German actress (born 1959)

Simone Ritscher (born 1 September 1959) is a German actress, known for her roles as Doris van Norden in Sturm der Liebe and as Maria di Balbi in Verbotene Liebe.

==Career==
Simone Ritscher studied acting at the Theaterhochschule "Hans Otto" Leipzig from 1980 to 1984. After that she played in various theater plays. She developed a passion for acting in front of an audience and is still part of several plays to that day. In 2008, she was seen in Der Fall Winslow in Hamburg in a guest role.

===Verbotene Liebe===
Ritscher was first seen in the soap opera Verbotene Liebe in October 1995. She took on the role as Cecilia de Witt. A recurring role that served as an assistant in a scheme to antagonist Clarissa von Anstetten, played by Isa Jank. The role lasted a few months and Ritscher was last seen in February 1996. In 2002, she shortly was seen as Christina Hansen before guesting as Raphaela Klemm in 2007.
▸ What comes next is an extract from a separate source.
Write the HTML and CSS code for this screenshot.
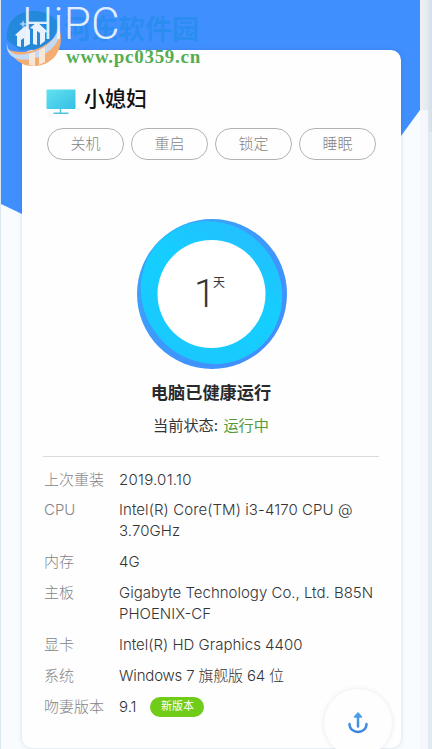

In the fall of 2008, Ritscher was cast for another role in Verbotene Liebe. This time she took on the contract role of Maria Galdi, a private secretary to a princess. However it was later revealed that Maria Galdi is actually Maria di Balbi, unknown mother of Ansgar von Lahnstein, played by Wolfram Grandezka. Ritscher debuted on-screen in January 2009 and was well received by fans. Maria took the identity of her late sister Francesca to secure her place in the Lahnstein family, made an enemy in Ansgar's wife Tanja von Lahnstein (Miriam Lahnstein), was almost killed by Tanja and then tried to kill herself and Ludwig von Lahnstein (Krystian Martinek) in a fire. Maria was then sent off to a mental hospital with Ritscher last appearing in January 2011. Shortly after her departure, the character was killed off off-screen, which angered many fans.

Over the course of sixteen years, Ritscher played four different roles, with one major. That is a record for the soap opera. None of her roles have a known connection with one another.

===Sturm der Liebe===
In 2011, after her departure from Verbotene Liebe, Ritscher was cast in the long-running telenovela Sturm der Liebe. The successful format brought Ritscher on as the new antagonist for their new season. Her role as Doris van Norden revealed that she has twins with Hotel director Werner Saalfeld (Dirk Galuba), whom she later married. Doris killed several people and finds an archenemy in Werner's ex-wife Charlotte (Mona Seefried). In 2012, she was included in the cast for another season. Ritscher then was announced to be leaving the telenovela in July 2013.